S’agit-il d’un désir de grossesse ou d’un désir d’enfant ?
Un désir de bébé ou d’enfant grandissant ?
En effet désirer un enfant en soi ne veut pas dire grand-chose.
Et après...?
Impossible de ne pas interroger le désir d'enfant puisque les bébés ne disparaissent pas à l'accouchement.
Maintenant que vous êtes plus au clair, il faut préparer le passage du rêve au projet. S'imaginer à la sortie de l'école, rêver de petits pyjamas... ne relève que du rêve.
Le rêve est sain tant qu’il est un préalable au projet, mais pour passer du rêve au projet il faut se confronter à la réalité : est-ce que j'ai envie de cet engagement au quotidien, durant au moins les 20 premières années? Est-ce que j'ai vraiment envie de vivre l'expérience de la grossesse et de l'accouchement? Etc.

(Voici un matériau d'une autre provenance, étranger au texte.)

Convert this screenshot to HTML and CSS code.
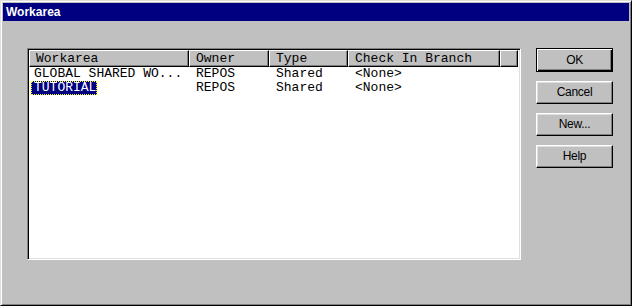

Et puis il ne faut pas oublier qu'un bébé se fait à deux.
D’ailleurs le désir d'enfant peut émerger contre toute attente avec la rencontre du bon partenaire pour ce projet.
Le désir d'enfant s'interroge également en incluant le conjoint : est-ce que je désire un enfant de ce compagnon-là? Est-ce que nous désirons le même enfant imaginaire? Le désire-t-il vraiment ou suis-je en train de lui forcer la main? Est-ce que je veux tenter cette aventure avec lui ; ou est-ce que je veux un enfant pour moi, un enfant qui viendra combler un manque chez moi? Etc.
Conclusion
On a autant le droit de vouloir un enfant que de ne pas en vouloir.
Si vous ne désirez pas être parent, n'écoutez pas ceux qui disent que c'est une marque d’égoïsme.
On peut évidemment se réaliser pleinement sans avoir d’enfant. On devient alors un bon parent pour soi, en transformant son désir d’enfant, par exemple, en créativité.
Et surtout n’oubliez pas que le désir d’enfant n’est pas inscrit en nous définitivement.
Le contexte peut modifier le désir : Vous pouvez rêver d’être père et finalement rencontrer la femme avec qui vous voulez rester en tête à tête. Ou au contraire ne jamais avoir envisagé cette option pour vous et rencontrer l’homme qui vous donnera envie de fonder une famille.
Restez à l’écoute de vos besoins, de vos limites, de vos possibilités.